The Black Skimmer, one of North America's most distinctive coastal waterbirds, is noted for its unusual voice, bill, and feeding behavior. Its bill—brightly colored, laterally compressed, and knife-like, with the lower mandible extending beyond the maxilla—is uniquely adapted to catch small fish in shallow water. A feeding skimmer flies low over the water with its bill open and its lower mandible slicing the surface. When the mandible touches a fish, the upper bill (maxilla) snaps down instantly to catch it. The buoyant flight of this bird, coupled with its dog-like barks, prompted R. C. Murphy (Murphy 1936) to describe Black Skimmers as “unworldly…aerial beagles hot on the scent of aerial rabbits.”
Skimmers are highly social birds, nesting in colonies and forming large flocks outside the breeding season. Large, successful colonies usually occupy the same site from year to year, while small or failed colonies usually relocate. Neither nest site limitation nor enhanced sharing of information about food appear to account for skimmer coloniality. Over most of its range, this species nests in colonies with various species of terns, deriving some protection from these aggressive neighbors. Although skimmers are active throughout the day, they are largely crepuscular and even nocturnal; their tactile feeding lets them catch fish successfully in low light or darkness.
Three races of Black Skimmer inhabit North and South America. The North American race (R. n. niger) is almost entirely coastal, while the South American races (R. n. cinerascens and R. n. intercedens), as well as the Indian Skimmer (R. albicollis) and the African Skimmer (R. flavirostris), nest mainly on riverine sandbars.
This account focuses almost exclusively on North American populations of the Black Skimmer; see Murphy (Murphy 1936) for details on the South American races.
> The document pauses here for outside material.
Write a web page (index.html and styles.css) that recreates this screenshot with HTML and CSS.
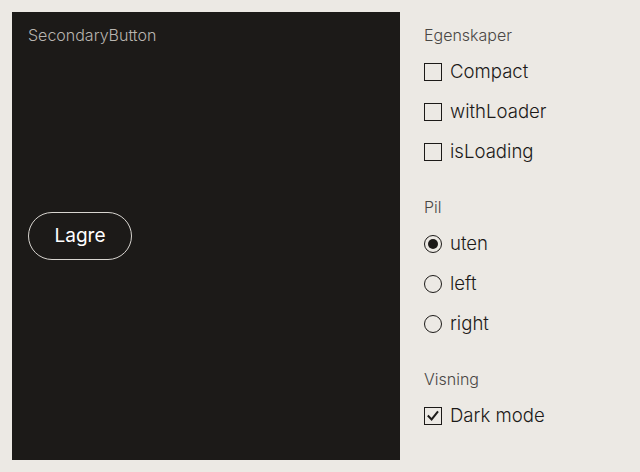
FILE: index.html
```html
<!DOCTYPE html>
<html lang="no">
<head>
<meta charset="utf-8">
<title>SecondaryButton</title>
<link rel="stylesheet" href="styles.css">
</head>
<body>
<div class="page">
  <section class="preview">
    <div class="preview-title">SecondaryButton</div>
    <div class="preview-stage">
      <button class="btn-secondary" type="button">Lagre</button>
    </div>
  </section>
  <aside class="controls">
    <div class="group">
      <div class="group-title">Egenskaper</div>
      <label class="row"><span class="box"></span><span class="label">Compact</span></label>
      <label class="row"><span class="box"></span><span class="label">withLoader</span></label>
      <label class="row"><span class="box"></span><span class="label">isLoading</span></label>
    </div>
    <div class="group">
      <div class="group-title">Pil</div>
      <label class="row"><span class="radio checked"></span><span class="label">uten</span></label>
      <label class="row"><span class="radio"></span><span class="label">left</span></label>
      <label class="row"><span class="radio"></span><span class="label">right</span></label>
    </div>
    <div class="group">
      <div class="group-title">Visning</div>
      <label class="row"><span class="box checked"><svg viewBox="0 0 18 18" width="18" height="18"><path d="M4.5 9.2 L7.6 12.4 L13.4 5.2" fill="none" stroke="#1c1a18" stroke-width="2" stroke-linecap="square"/></svg></span><span class="label">Dark mode</span></label>
    </div>
  </aside>
</div>
</body>
</html>
```
FILE: styles.css
```css
* { box-sizing: border-box; }
html, body { margin: 0; padding: 0; }
body {
  background: #ece9e4;
  font-family: Inter, "Liberation Sans", sans-serif;
  color: #1c1a18;
  width: 640px;
  height: 472px;
  overflow: hidden;
}
.page {
  display: flex;
  padding: 12px;
  gap: 24px;
}
.preview {
  width: 388px;
  height: 448px;
  background: #1c1a18;
  padding: 11px 16px 16px;
  display: flex;
  flex-direction: column;
}
.preview-title {
  font-size: 16px;
  line-height: 24px;
  color: #b8b5b0;
  font-weight: 300;
}
.preview-stage {
  flex: 1;
  display: flex;
  align-items: center;
  margin-top: -19px;
}
.btn-secondary {
  height: 48px;
  width: 104px;
  border-radius: 24px;
  border: 1px solid #d8d5d0;
  background: transparent;
  color: #ffffff;
  font-family: Inter, "Liberation Sans", sans-serif;
  font-size: 19px;
  font-weight: 400;
  padding: 0 0 2px;
}
.controls {
  display: flex;
  flex-direction: column;
  gap: 23px;
  padding-top: 11px;
}
.group { display: flex; flex-direction: column; }
.group-title {
  font-size: 16px;
  line-height: 24px;
  color: #4a4744;
  font-weight: 300;
  margin-bottom: 5px;
}
.row {
  display: flex;
  align-items: center;
  gap: 8px;
  height: 40px;
}
.label {
  font-size: 18.6px;
  font-weight: 300;
  color: #1c1a18;
  line-height: 24px;
  margin-top: -3px;
}
.box {
  width: 18px;
  height: 18px;
  border: 1.5px solid #1c1a18;
  display: inline-flex;
  align-items: center;
  justify-content: center;
  position: relative;
}
.box svg { position: absolute; left: -1.5px; top: -1.5px; }
.radio {
  width: 18px;
  height: 18px;
  border: 1.5px solid #1c1a18;
  border-radius: 50%;
  display: inline-flex;
  align-items: center;
  justify-content: center;
}
.radio.checked::after {
  content: "";
  width: 10px;
  height: 10px;
  border-radius: 50%;
  background: #1c1a18;
}
```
Burger and Gochfeld (Burger and Gochfeld 1990b) should be consulted for more extensive data on breeding biology in New York and New Jersey, Clapp et al. (Clapp et al. 1983c) for additional details on distribution.
Other names for this species are: Scissor-bill, Shearwater, Seadog (Virginia) (Howell 1911a), Flood Gull, Stormgull (Pearson 1936), Razorbill (Murphy 1936, Kale II and Maehr 1990), and Cutwater (Nuttall 1903, Eaton 1910).